The man behind the Moodists, the Coral Snakes and the Lurid Yellow Mist may hail from Mount Gambier originally, but now he likes to be east of everything
One of the few compliments you can bestow on Ringwood is that it’s the gateway to the Dandenongs. Travel just 10 minutes past the home of hydroponics and you’ll encounter some of the most beautiful scenery Victoria has to offer. With rolling hills meeting lush pastures, it’s a bit like a quaint English shire, only bigger and greener and not in England at all.
The jewel in this leafy crown is Belgrave, home to Puffing Billy, Sherbrooke Forest and the generously named 1000 Steps. It’s also home to music mavericks Dave Graney and Clare Moore, who reside here when they’re not hiding in Rock n Roll.
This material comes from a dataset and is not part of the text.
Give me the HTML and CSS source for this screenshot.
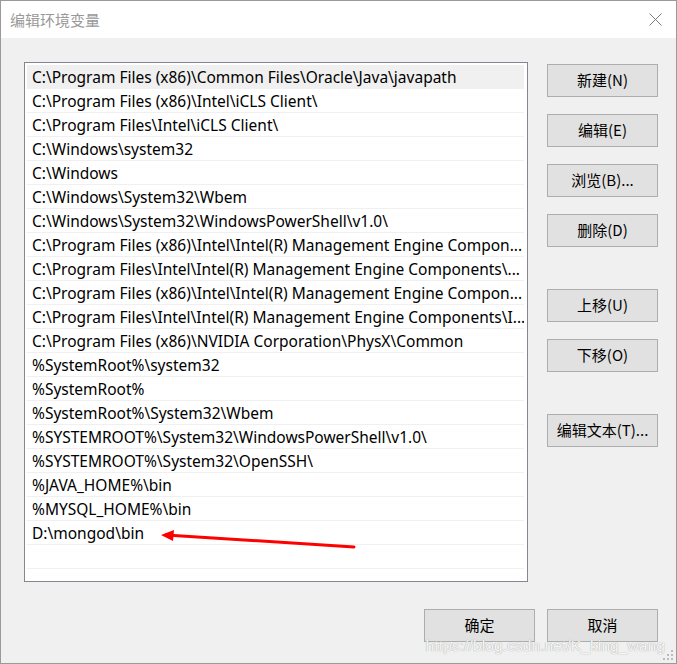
FILE: index.html
```html
<!DOCTYPE html>
<html lang="zh-CN">
<head>
    <meta charset="UTF-8">
    <title>编辑环境变量</title>
    <link rel="stylesheet" href="styles.css">
</head>
<body>
    <div class="fenetre">
        <!-- barre de titre -->
        <div class="titre">
            <span>编辑环境变量</span>
            <svg class="fermer" width="13" height="13" viewBox="0 0 13 13">
                <path d="M0.5 0.5 L12.5 12.5 M12.5 0.5 L0.5 12.5" stroke="#7a7a7a" stroke-width="1" fill="none"/>
            </svg>
        </div>

        <div class="contenu">
            <div class="liste">
                <div class="ligne active">C:\Program Files (x86)\Common Files\Oracle\Java\javapath</div>
                <div class="ligne">C:\Program Files (x86)\Intel\iCLS Client\</div>
                <div class="ligne">C:\Program Files\Intel\iCLS Client\</div>
                <div class="ligne">C:\Windows\system32</div>
                <div class="ligne">C:\Windows</div>
                <div class="ligne">C:\Windows\System32\Wbem</div>
                <div class="ligne">C:\Windows\System32\WindowsPowerShell\v1.0\</div>
                <div class="ligne">C:\Program Files (x86)\Intel\Intel(R) Management Engine Compon...</div>
                <div class="ligne">C:\Program Files\Intel\Intel(R) Management Engine Components\...</div>
                <div class="ligne">C:\Program Files (x86)\Intel\Intel(R) Management Engine Compon...</div>
                <div class="ligne">C:\Program Files\Intel\Intel(R) Management Engine Components\I...</div>
                <div class="ligne">C:\Program Files (x86)\NVIDIA Corporation\PhysX\Common</div>
                <div class="ligne">%SystemRoot%\system32</div>
                <div class="ligne">%SystemRoot%</div>
                <div class="ligne">%SystemRoot%\System32\Wbem</div>
                <div class="ligne">%SYSTEMROOT%\System32\WindowsPowerShell\v1.0\</div>
                <div class="ligne">%SYSTEMROOT%\System32\OpenSSH\</div>
                <div class="ligne">%JAVA_HOME%\bin</div>
                <div class="ligne">%MYSQL_HOME%\bin</div>
                <div class="ligne">D:\mongod\bin</div>
                <div class="ligne"></div>

                <!-- fleche rouge -->
                <svg class="fleche" width="200" height="20" viewBox="0 0 200 20">
                    <path d="M194 15 L6 3" stroke="#ff0000" stroke-width="3" stroke-linecap="round" fill="none"/>
                    <path d="M1 3 L14 -2 L13 9 Z" fill="#ff0000"/>
                </svg>
            </div>

            <div class="boutons">
                <button>新建(N)</button>
                <button>编辑(E)</button>
                <button>浏览(B)...</button>
                <button>删除(D)</button>
                <button class="espace">上移(U)</button>
                <button>下移(O)</button>
                <button class="espace">编辑文本(T)...</button>
            </div>
        </div>

        <div class="pied">
            <button>确定</button>
            <button>取消</button>
        </div>

        <span class="filigrane">https://blog.csdn.net/K_king_wang</span>
        <svg class="poignee" width="11" height="11" viewBox="0 0 11 11">
            <rect x="8" y="0" width="2" height="2" fill="#bcbcbc"/>
            <rect x="4" y="4" width="2" height="2" fill="#bcbcbc"/>
            <rect x="8" y="4" width="2" height="2" fill="#bcbcbc"/>
            <rect x="0" y="8" width="2" height="2" fill="#bcbcbc"/>
            <rect x="4" y="8" width="2" height="2" fill="#bcbcbc"/>
            <rect x="8" y="8" width="2" height="2" fill="#bcbcbc"/>
        </svg>
    </div>
</body>
</html>
```

FILE: styles.css
```css
body {
    margin: 0;
    font-family: "Noto Sans", "Noto Sans CJK SC", sans-serif;
    background: #f0f0f0;
}
/* la fenetre entiere */
.fenetre {
    position: relative;
    box-sizing: border-box;
    width: 677px;
    height: 664px;
    border: 1px solid #9a9a9a;
    background: #f0f0f0;
}
.titre {
    height: 37px;
    background: #ffffff;
    display: flex;
    align-items: center;
    justify-content: space-between;
    padding: 0 14px 0 9px;
    font-family: "Noto Sans CJK SC", sans-serif;
    font-size: 15px;
    color: #999999;
}
.titre span {
    margin-top: -1px;
}
.contenu {
    display: flex;
    padding: 24px 0 0 23px;
    gap: 19px;
}
/* la liste des chemins */
.liste {
    position: relative;
    box-sizing: border-box;
    width: 504px;
    height: 520px;
    border: 1px solid #828790;
    background: #ffffff;
    padding: 2px 0 0 2px;
}
.ligne {
    box-sizing: border-box;
    width: 497px;
    height: 24px;
    line-height: 24px;
    border-bottom: 1px solid #f0f0f0;
    padding-left: 5px;
    font-size: 15.5px;
    color: #000000;
    white-space: nowrap;
    overflow: hidden;
}
.ligne.active {
    background: #f0f0f0;
}
.fleche {
    position: absolute;
    left: 135px;
    top: 469px;
    overflow: visible;
}
.boutons {
    display: flex;
    flex-direction: column;
    gap: 17px;
    padding-top: 2px;
}
button {
    box-sizing: border-box;
    width: 111px;
    height: 33px;
    border: 1px solid #adadad;
    background: #e1e1e1;
    font-family: "Noto Sans CJK SC", sans-serif;
    font-size: 15px;
    color: #000000;
    padding: 0 0 2px 0;
}
.boutons .espace {
    margin-top: 25px;
}
.pied {
    display: flex;
    justify-content: flex-end;
    gap: 12px;
    padding: 27px 18px 0 0;
}
/* filigrane csdn */
.filigrane {
    position: absolute;
    right: 11px;
    bottom: 8px;
    font-family: "Liberation Sans", sans-serif;
    font-size: 15.5px;
    letter-spacing: 0.1px;
    color: rgba(255, 255, 255, 0.9);
    text-shadow: 0 0 1px #b0b0b0, 0 0 1px #b0b0b0;
}
.poignee {
    position: absolute;
    right: 2px;
    bottom: 2px;
}
```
“We moved to the Hills in 1996,” says Graney. “I kept driving around the outer edges of the city looking for a place called Gruyere, because it was where a young, doomed ’70s poet called Charles Buckmaster came from.”
Maybe it was the slow pace of the Dandys that caused Buckmaster to top himself in 1972. Or maybe it was the release of ‘Puppy Love’ by Donny Osmond. Whatever triggered the demise, his literary spirit lives on a million miles from the chaos of Melbourne and its mingling hipsters.
“I was talking to a friend at a show in town and he professed a sense of ennui and fatigue with the social world. He lives in the part of town where all that happens,” says Graney without a trace of urban nostalgia. “I realised that, living on the edge of the city, I come into these situations from outside and then leave as well. I wake up somewhere else. In my own life.”
Ah, sweet isolation. And with it the secure knowledge that there’s little to be swallowed up by development.
“Some roads have been improved and the freeways make travel easier,” reflects Graney. “Summers and the threat of fire are stressful some years more than others. But it’s quite a nice place, as opposed to the badlands in between us and the city.”